Из глубины коридора раздались чьи-то упругие шаги, и энергичный голос спросил, не признались ли мы еще. Сержант ответил, что и не думаем и что прокурору жаловаться собираемся. И в газету «Правда».
— Грамотные, — ответил голос. — Выгони их вон.
Узкоплечий, быстро прикрыв дверь, шмыгнул к нарам. Появился сержант.
— Ну, орлы-алкоголики, выметайтесь! — весело гаркнул он.
Из-за его плеча выглянуло лицо дежурного офицера, распорядившегося отпустить нас. Офицер спросил, кто будет Пазухин, и, когда я отозвался, внимательно всмотрелся в меня, словно запоминая.
На улице ко мне подошел щетинистый мужик. Он молча прошел шагов двадцать, выжидая, когда удалятся остальные и, понизив голос, посоветовал мне ни с кем не болтать об этом деле.
— О каком? — я прикинулся опять дурачком.
— О том самом, — уточнил он. — Ты еще на нары не сел, а я уж знал, кто газетишку сорвал. Ты на Заводской стороне живешь?
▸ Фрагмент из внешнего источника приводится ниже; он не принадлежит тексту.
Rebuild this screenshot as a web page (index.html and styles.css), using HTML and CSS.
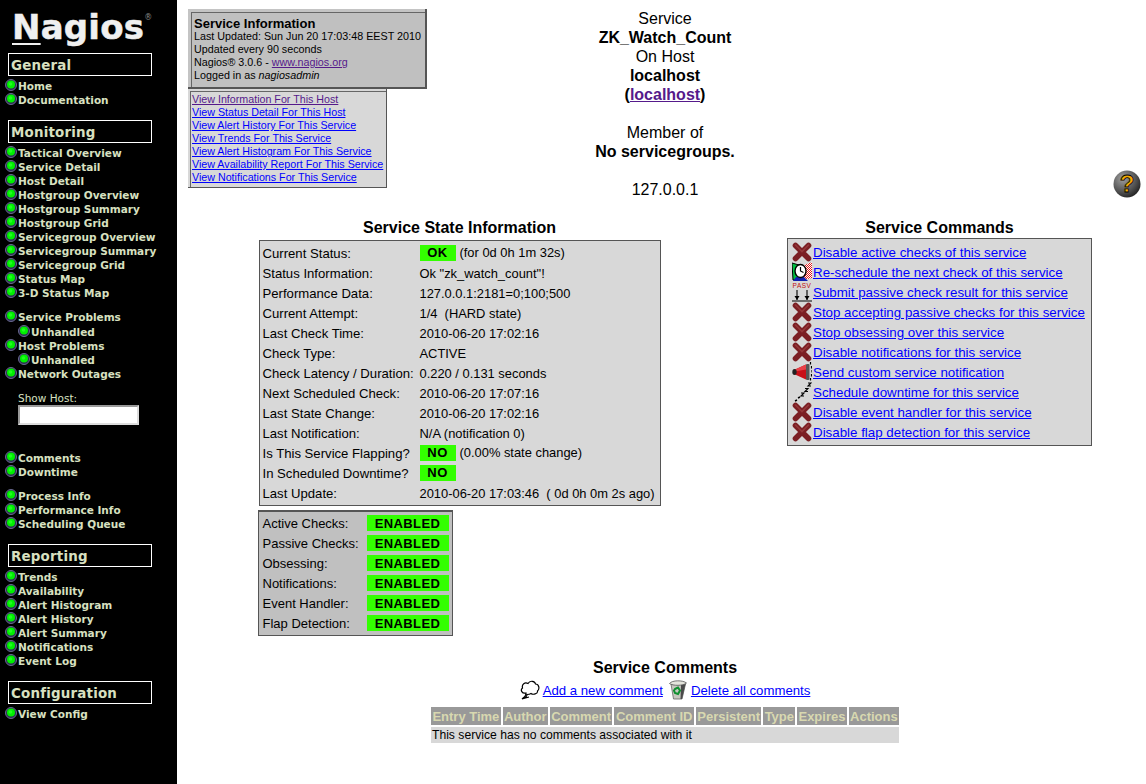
FILE: index.html
```html
<!DOCTYPE html>
<html lang="en">
<head>
<meta charset="utf-8">
<title>Nagios</title>
<link rel="stylesheet" href="styles.css">
</head>
<body>
<svg class="defs" width="0" height="0" aria-hidden="true">
  <defs>
    <symbol id="dot" viewBox="0 0 12 12">
      <circle cx="6" cy="6" r="5.5" fill="#2c2c50" stroke="#6a6a90" stroke-width="1"/>
      <circle cx="6" cy="5.6" r="4" fill="#00f000"/>
      <circle cx="5.5" cy="5" r="1.8" fill="#20ff20"/>
    </symbol>
    <symbol id="x" viewBox="0 0 20 20">
      <path d="M3.5 3.500 16.500 16.500M16.500 3.500 3.500 16.500" stroke="#7b1f24" stroke-width="5.600" stroke-linecap="round"/>
      <path d="M3.500 3 10 9.500 16.500 3" fill="none" stroke="#94383a" stroke-width="1.600" stroke-linecap="round"/>
    </symbol>
    <pattern id="chk" width="2" height="2" patternUnits="userSpaceOnUse">
      <rect width="2" height="2" fill="#fff"/>
      <rect width="1" height="1" fill="#e01818"/>
      <rect x="1" y="1" width="1" height="1" fill="#e01818"/>
    </pattern>
  </defs>
</svg>
<div class="page">
  <nav class="side">
    <div class="logo"><span class="logo-n">N</span>agios<span class="logo-r">®</span></div>
    <h2 class="sec sec-first">General</h2>
    <ul class="menu">
      <li><svg class="dot"><use href="#dot"/></svg>Home</li>
      <li><svg class="dot"><use href="#dot"/></svg>Documentation</li>
    </ul>
    <h2 class="sec">Monitoring</h2>
    <ul class="menu">
      <li><svg class="dot"><use href="#dot"/></svg>Tactical Overview</li>
      <li><svg class="dot"><use href="#dot"/></svg>Service Detail</li>
      <li><svg class="dot"><use href="#dot"/></svg>Host Detail</li>
      <li><svg class="dot"><use href="#dot"/></svg>Hostgroup Overview</li>
      <li><svg class="dot"><use href="#dot"/></svg>Hostgroup Summary</li>
      <li><svg class="dot"><use href="#dot"/></svg>Hostgroup Grid</li>
      <li><svg class="dot"><use href="#dot"/></svg>Servicegroup Overview</li>
      <li><svg class="dot"><use href="#dot"/></svg>Servicegroup Summary</li>
      <li><svg class="dot"><use href="#dot"/></svg>Servicegroup Grid</li>
      <li><svg class="dot"><use href="#dot"/></svg>Status Map</li>
      <li><svg class="dot"><use href="#dot"/></svg>3-D Status Map</li>
    </ul>
    <ul class="menu gap10">
      <li><svg class="dot"><use href="#dot"/></svg>Service Problems</li>
      <li class="sub sub-first"><svg class="dot"><use href="#dot"/></svg>Unhandled</li>
      <li><svg class="dot"><use href="#dot"/></svg>Host Problems</li>
      <li class="sub"><svg class="dot"><use href="#dot"/></svg>Unhandled</li>
      <li><svg class="dot"><use href="#dot"/></svg>Network Outages</li>
    </ul>
    <div class="show-host">
      <label class="show-label" for="host">Show Host:</label>
      <input class="show-input" id="host" type="text">
    </div>
    <ul class="menu">
      <li><svg class="dot"><use href="#dot"/></svg>Comments</li>
      <li><svg class="dot"><use href="#dot"/></svg>Downtime</li>
    </ul>
    <ul class="menu gap10">
      <li><svg class="dot"><use href="#dot"/></svg>Process Info</li>
      <li><svg class="dot"><use href="#dot"/></svg>Performance Info</li>
      <li><svg class="dot"><use href="#dot"/></svg>Scheduling Queue</li>
    </ul>
    <h2 class="sec">Reporting</h2>
    <ul class="menu">
      <li><svg class="dot"><use href="#dot"/></svg>Trends</li>
      <li><svg class="dot"><use href="#dot"/></svg>Availability</li>
      <li><svg class="dot"><use href="#dot"/></svg>Alert Histogram</li>
      <li><svg class="dot"><use href="#dot"/></svg>Alert History</li>
      <li><svg class="dot"><use href="#dot"/></svg>Alert Summary</li>
      <li><svg class="dot"><use href="#dot"/></svg>Notifications</li>
      <li><svg class="dot"><use href="#dot"/></svg>Event Log</li>
    </ul>
    <h2 class="sec">Configuration</h2>
    <ul class="menu">
      <li><svg class="dot"><use href="#dot"/></svg>View Config</li>
    </ul>
  </nav>

  <main class="main">
    <section class="top">
      <div class="top-left">
        <div class="info">
          <div class="info-in">
            <div class="info-title">Service Information</div>
            <div>Last Updated: Sun Jun 20 17:03:48 EEST 2010</div>
            <div>Updated every 90 seconds</div>
            <div>Nagios® 3.0.6 - <a class="visited" href="#">www.nagios.org</a></div>
            <div>Logged in as <i>nagiosadmin</i></div>
          </div>
        </div>
        <div class="nav-box">
          <ul class="nav-in">
            <li><a class="visited" href="#">View Information For This Host</a></li>
            <li><a href="#">View Status Detail For This Host</a></li>
            <li><a href="#">View Alert History For This Service</a></li>
            <li><a href="#">View Trends For This Service</a></li>
            <li><a href="#">View Alert Histogram For This Service</a></li>
            <li><a href="#">View Availability Report For This Service</a></li>
            <li><a href="#">View Notifications For This Service</a></li>
          </ul>
        </div>
      </div>
      <div class="top-mid">
        <div>Service</div>
        <div><b>ZK_Watch_Count</b></div>
        <div>On Host</div>
        <div><b>localhost</b></div>
        <div><b>(<a class="visited" href="#">localhost</a>)</b></div>
        <div class="spaced">Member of</div>
        <div><b>No servicegroups.</b></div>
        <div class="spaced">127.0.0.1</div>
      </div>
      <div class="top-right">
        <svg class="help" viewBox="0 0 28 28" role="img" aria-label="Help">
          <defs>
            <radialGradient id="hg" cx="35%" cy="30%" r="75%">
              <stop offset="0" stop-color="#a0a0a0"/>
              <stop offset="0.7" stop-color="#4c4c4c"/>
              <stop offset="1" stop-color="#222"/>
            </radialGradient>
          </defs>
          <circle cx="14" cy="14" r="13.500" fill="url(#hg)"/>
          <text x="14" y="22" text-anchor="middle" class="help-q">?</text>
        </svg>
      </div>
    </section>

    <section class="cols">
      <div class="col-state">
        <h3 class="head">Service State Information</h3>
        <table class="state">
          <tr><td>Current Status:</td><td><span class="ok">OK</span>(for 0d 0h 1m 32s)</td></tr>
          <tr><td>Status Information:</td><td>Ok "zk_watch_count"!</td></tr>
          <tr><td>Performance Data:</td><td>127.0.0.1:2181=0;100;500</td></tr>
          <tr><td>Current Attempt:</td><td>1/4 &nbsp;(HARD state)</td></tr>
          <tr><td>Last Check Time:</td><td>2010-06-20 17:02:16</td></tr>
          <tr><td>Check Type:</td><td>ACTIVE</td></tr>
          <tr><td>Check Latency / Duration:</td><td>0.220&nbsp;/&nbsp;0.131 seconds</td></tr>
          <tr><td>Next Scheduled Check:</td><td>2010-06-20 17:07:16</td></tr>
          <tr><td>Last State Change:</td><td>2010-06-20 17:02:16</td></tr>
          <tr><td>Last Notification:</td><td>N/A (notification 0)</td></tr>
          <tr><td>Is This Service Flapping?</td><td><span class="ok">NO</span>(0.00% state change)</td></tr>
          <tr><td>In Scheduled Downtime?</td><td><span class="ok">NO</span></td></tr>
          <tr><td>Last Update:</td><td>2010-06-20 17:03:46&nbsp; ( 0d 0h 0m 2s ago)</td></tr>
        </table>
        <div class="checks-wrap">
          <table class="checks">
            <tr><td>Active Checks:</td><td><span class="en">ENABLED</span></td></tr>
            <tr><td>Passive Checks:</td><td><span class="en">ENABLED</span></td></tr>
            <tr><td>Obsessing:</td><td><span class="en">ENABLED</span></td></tr>
            <tr><td>Notifications:</td><td><span class="en">ENABLED</span></td></tr>
            <tr><td>Event Handler:</td><td><span class="en">ENABLED</span></td></tr>
            <tr><td>Flap Detection:</td><td><span class="en">ENABLED</span></td></tr>
          </table>
        </div>
      </div>
      <div class="col-cmd">
        <h3 class="head">Service Commands</h3>
        <ul class="cmds">
          <li><svg class="ic"><use href="#x"/></svg><a href="#">Disable active checks of this service</a></li>
          <li>
            <svg class="ic" viewBox="0 0 20 20">
              <path d="M0 1 7 3v15H1z" fill="#00c040" stroke="#000" stroke-width="1"/>
              <path d="M10 4 20 0v16l-9 2z" fill="url(#chk)"/>
              <path d="M1 19 4 15h8l4 4z" fill="#1020b0"/>
              <ellipse cx="8.500" cy="9" rx="5.500" ry="6.500" fill="#fff" stroke="#000" stroke-width="1.400"/>
              <path d="M8.500 5v4l3 1.500" fill="none" stroke="#000" stroke-width="1.200"/>
            </svg><a href="#">Re-schedule the next check of this service</a>
          </li>
          <li>
            <svg class="ic" viewBox="0 0 20 20">
              <text x="10" y="6" text-anchor="middle" class="pasv">PASV</text>
              <path d="M5 8v10M15 8v10M0 19h20" stroke="#000" stroke-width="1.100" fill="none"/>
              <path d="M2.500 14 5 18 7.500 14zM12.500 14 15 18 17.500 14z" fill="#000"/>
            </svg><a href="#">Submit passive check result for this service</a>
          </li>
          <li><svg class="ic"><use href="#x"/></svg><a href="#">Stop accepting passive checks for this service</a></li>
          <li><svg class="ic"><use href="#x"/></svg><a href="#">Stop obsessing over this service</a></li>
          <li><svg class="ic"><use href="#x"/></svg><a href="#">Disable notifications for this service</a></li>
          <li>
            <svg class="ic" viewBox="0 0 20 20">
              <path d="M3 7.500 14 2.500v15L3 12.500z" fill="#c81018"/>
              <path d="M3 7.500 14 2.500v5L3 9.500z" fill="#e84048"/>
              <ellipse cx="2.500" cy="10" rx="2.200" ry="3" fill="#222"/>
              <rect x="14" y="2" width="3.500" height="16" rx="1" fill="#555"/>
              <path d="M18.500 0v2.500M19.500 4v2.500M20 8v2.500M19.500 12v2.500M18.500 16v2.500" stroke="#000" stroke-width="1.200"/>
            </svg><a href="#">Send custom service notification</a>
          </li>
          <li>
            <svg class="ic" viewBox="0 0 20 20">
              <path d="M3 19l2-1M6 16l2-1" stroke="#000" stroke-width="1.400"/>
              <path d="M9 11h3l-3 3h3M13 6.500h3l-3 3h3M16 1h3l-3 3h3" fill="none" stroke="#000" stroke-width="1.100"/>
            </svg><a href="#">Schedule downtime for this service</a>
          </li>
          <li><svg class="ic"><use href="#x"/></svg><a href="#">Disable event handler for this service</a></li>
          <li><svg class="ic"><use href="#x"/></svg><a href="#">Disable flap detection for this service</a></li>
        </ul>
      </div>
    </section>

    <section class="comments">
      <h3 class="head">Service Comments</h3>
      <div class="comment-links">
        <svg class="c-ic" viewBox="0 0 20 20">
          <path d="M6 13C2 14 0 10 2.500 8 1.500 4 5 2 8 3.500 10 0 15 1 15.500 4 19 4 20 9 17.500 11 18 14 13 15 11 13.500 9.500 14.500 8.500 14.500 7 14.500 7 16 5 18 2 19 4 17.500 6.500 16 6 13ZM2 19 9 17" fill="#fff" stroke="#000" stroke-width="1.200"/>
        </svg>
        <a href="#">Add a new comment</a>
        <svg class="c-ic" viewBox="0 0 20 20">
          <path d="M3 4 5.500 19H14L17.500 4z" fill="#c8c8c0" stroke="#666" stroke-width=".8"/>
          <path d="M13 5 12.500 19H14L17.500 4z" fill="#4a4a4a"/>
          <path d="M1.500 3.500C4 0 15 0 18.500 3 15 6 5 6 1.500 3.500z" fill="#e4e4dc" stroke="#555" stroke-width=".8"/>
          <path d="M7 9l3-1.500 2 3-2 3.500-3-1-1-2.500z" fill="none" stroke="#109030" stroke-width="2"/>
        </svg>
        <a href="#">Delete all comments</a>
      </div>
      <table class="ctable">
        <tr>
          <th>Entry Time</th><th>Author</th><th>Comment</th><th>Comment ID</th><th>Persistent</th><th>Type</th><th>Expires</th><th>Actions</th>
        </tr>
        <tr><td colspan="8">This service has no comments associated with it</td></tr>
      </table>
    </section>
  </main>
</div>
</body>
</html>
```

FILE: styles.css
```css
* { box-sizing: border-box; }
html, body { margin: 0; padding: 0; }
body {
  background: #fff;
  color: #000;
  font-family: "Liberation Sans", Arial, sans-serif;
  overflow: hidden;
}
.defs { position: absolute; }
a { color: #0000ff; }
a.visited { color: #551a8b; }
ul { list-style: none; margin: 0; padding: 0; }

.page { display: flex; height: 784px; }

/* Sidebar */
.side {
  flex: 0 0 177px;
  background: #000;
  color: #d8e0c0;
  font-family: "DejaVu Sans", Verdana, sans-serif;
}
.logo {
  height: 53px;
  padding: 1px 0 0 12px;
  color: #f0f0f0;
  font-size: 34px;
  line-height: 34px;
  font-weight: bold;
  white-space: nowrap;
  letter-spacing: .2px;
  -webkit-text-stroke: .5px #f0f0f0;
}
.logo-n {
  text-decoration: underline;
  text-decoration-thickness: 2px;
  text-underline-offset: 4px;
}
.logo-r { font-size: 8px; color: #888; vertical-align: 19px; font-weight: normal; letter-spacing: 0; -webkit-text-stroke: 0; }
.sec {
  margin: 13px 0 3px 8px;
  width: 144px;
  height: 23px;
  border: 1px solid #fff;
  padding-left: 2px;
  font-size: 13.400px;
  line-height: 23px;
  font-weight: bold;
  letter-spacing: .2px;
}
.sec-first { margin-top: 0; }
.menu { font-size: 10.500px; font-weight: bold; line-height: 14px; }
.menu li { display: flex; align-items: center; height: 14px; padding-left: 5px; white-space: nowrap; }
.menu li.sub { padding-left: 18px; }
.menu li.sub-first { margin-top: 1px; }
.menu.gap10 { margin-top: 10px; }
.dot { width: 12px; height: 12px; margin: -2px 1px 0 0; flex: none; }
.show-host { padding: 10px 0 26px 18px; }
.show-label { display: block; font-size: 10.500px; line-height: 14px; font-weight: normal; }
.show-input {
  display: block;
  width: 121px;
  height: 20px;
  border: 2px solid #aaa;
  border-color: #999 #ddd #ddd #999;
  background: #fff;
  padding: 0;
}

/* Main */
.main { flex: 1; min-width: 0; }
.top { display: flex; padding-top: 9px; height: 210px; }
.top-left { flex: 0 0 311px; padding-left: 11px; font-size: 10.700px; line-height: 13px; }
.info {
  width: 239px;
  height: 80px;
  padding: 3px 0 0 3px;
  background: #c4c4c4;
  border-right: 2px solid #555;
  border-bottom: 2px solid #555;
  font-size: 10.750px;
}
.info-in {
  height: 100%;
  padding: 4px 0 0 2px;
  background: #c0c0c0;
  border-top: 1px solid #666;
  border-left: 1px solid #666;
  white-space: nowrap;
}
.info-title { font-size: 13px; font-weight: bold; line-height: 13px; }
.nav-box {
  width: 199px;
  height: 99px;
  padding: 2px 0 0 2px;
  background: #d8d8d8;
  border-right: 1px solid #555;
  border-bottom: 1px solid #555;
}
.nav-in {
  height: 100%;
  padding: 1px 0 0 1px;
  border-top: 1px solid #666;
  border-left: 1px solid #666;
  white-space: nowrap;
}
.top-mid { flex: 0 0 354px; text-align: center; font-size: 16px; line-height: 19px; }
.spaced { margin-top: 19px; }
.top-right { flex: 1; display: flex; justify-content: flex-end; align-items: flex-end; padding: 0 5px 12px 0; }
.help { width: 28px; height: 28px; }
.help-q { font: bold 24px "Liberation Sans", Arial, sans-serif; fill: #f5a800; stroke: #000; stroke-width: .8px; }

.cols { display: flex; height: 448px; padding-top: 8px; }
.col-state { flex: 0 0 565px; display: flex; flex-direction: column; align-items: center; }
.col-cmd { flex: 0 0 395px; display: flex; flex-direction: column; align-items: center; }
.head { margin: 0; font-size: 16px; line-height: 20px; font-weight: bold; text-align: center; }
table { border-collapse: separate; border-spacing: 0; font-size: 13px; }
td { padding: 0; }
.state {
  margin-top: 2px;
  background: #d8d8d8;
  border: 1px solid #555;
  padding: 2px 3px;
  width: 402px;
  font-size: 12.900px;
  table-layout: fixed;
}
.state td { height: 20px; white-space: nowrap; }
.state td:first-child { width: 157px; font-size: 13.150px; }
.ok {
  display: inline-block;
  width: 36px;
  height: 16px;
  line-height: 16px;
  margin-right: 4px;
  background: #33ff00;
  font-size: 13px;
  font-weight: bold;
  text-align: center;
  letter-spacing: .5px;
}
.checks-wrap { width: 402px; margin-top: 4px; }
.checks {
  margin-left: -1px;
  background: #c0c0c0;
  border: 1px solid #555;
  border-top-width: 2px;
  padding: 1px 3px 2px 4px;
}
.checks td { height: 20px; white-space: nowrap; }
.checks td:first-child { width: 104px; }
.en {
  display: block;
  width: 82px;
  height: 16px;
  line-height: 17px;
  background: #33ff00;
  font-weight: bold;
  text-align: center;
  letter-spacing: .4px;
}
.cmds {
  width: 305px;
  height: 208px;
  background: #d8d8d8;
  border: 1px solid #555;
  padding: 3px 0 0 4px;
  font-size: 13.330px;
}
.cmds li { display: flex; align-items: center; height: 20px; white-space: nowrap; }
.ic { width: 20px; height: 20px; margin-right: 1px; flex: none; }
.pasv { font: 6.500px "Liberation Sans", Arial, sans-serif; fill: #c01010; letter-spacing: .5px; }

.comments { display: flex; flex-direction: column; align-items: center; padding-left: 7px; }
.comment-links { display: flex; align-items: center; height: 24px; font-size: 13.200px; gap: 3px; margin-top: 0; }
.comment-links a + svg { margin-left: 2px; }
.c-ic { width: 20px; height: 20px; }
.ctable { margin-top: 3px; border-spacing: 2px; width: 472px; }
.ctable th {
  background: #999;
  color: #d8d8b0;
  font-size: 13px;
  font-weight: bold;
  height: 18px;
  padding: 0 1px;
  white-space: nowrap;
}
.ctable td { background: #d8d8d8; font-size: 12.150px; height: 16px; padding-left: 1px; }
```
— На Заводской, — подтвердил я и тут же пожалел об этом.
— Может, свидимся, — пообещал он и свернул к магазину, на крыльце которого озабоченно гомонились мужики. Во всем облике этого человека, в его коренастой широкой фигуре ощущалась сила — завораживающая, непреклонная и, должно быть, темная. У меня не было никакого желания встретиться с ним еще раз.
В половине седьмого я уже был на вокзале. К этому времени погода сломалась, повалил густой пушистый снег. Он щекотал кончик моего носа и щеки. На моих плечах наросли снежные эполеты.
По веткам взад-вперед катались тяжелые маневровые паровозы, переговариваясь друг с другом отрывистыми басовитыми гудками. Прожекторы с трудом раздвигали шевелящуюся снежную завесу. Шпал не было видно, только рельсы остро сверкали в свете прожекторов и вокзальных фонарей. На платформе появилась Дина. В руках она держала лыжи, а на плече висела вместительная спортивная сумка, чем-то туго набитая. Никто не провожал Дину. Она нисколько не удивилась, увидев меня, уверена, наверно, была, что я не подведу — приду вовремя.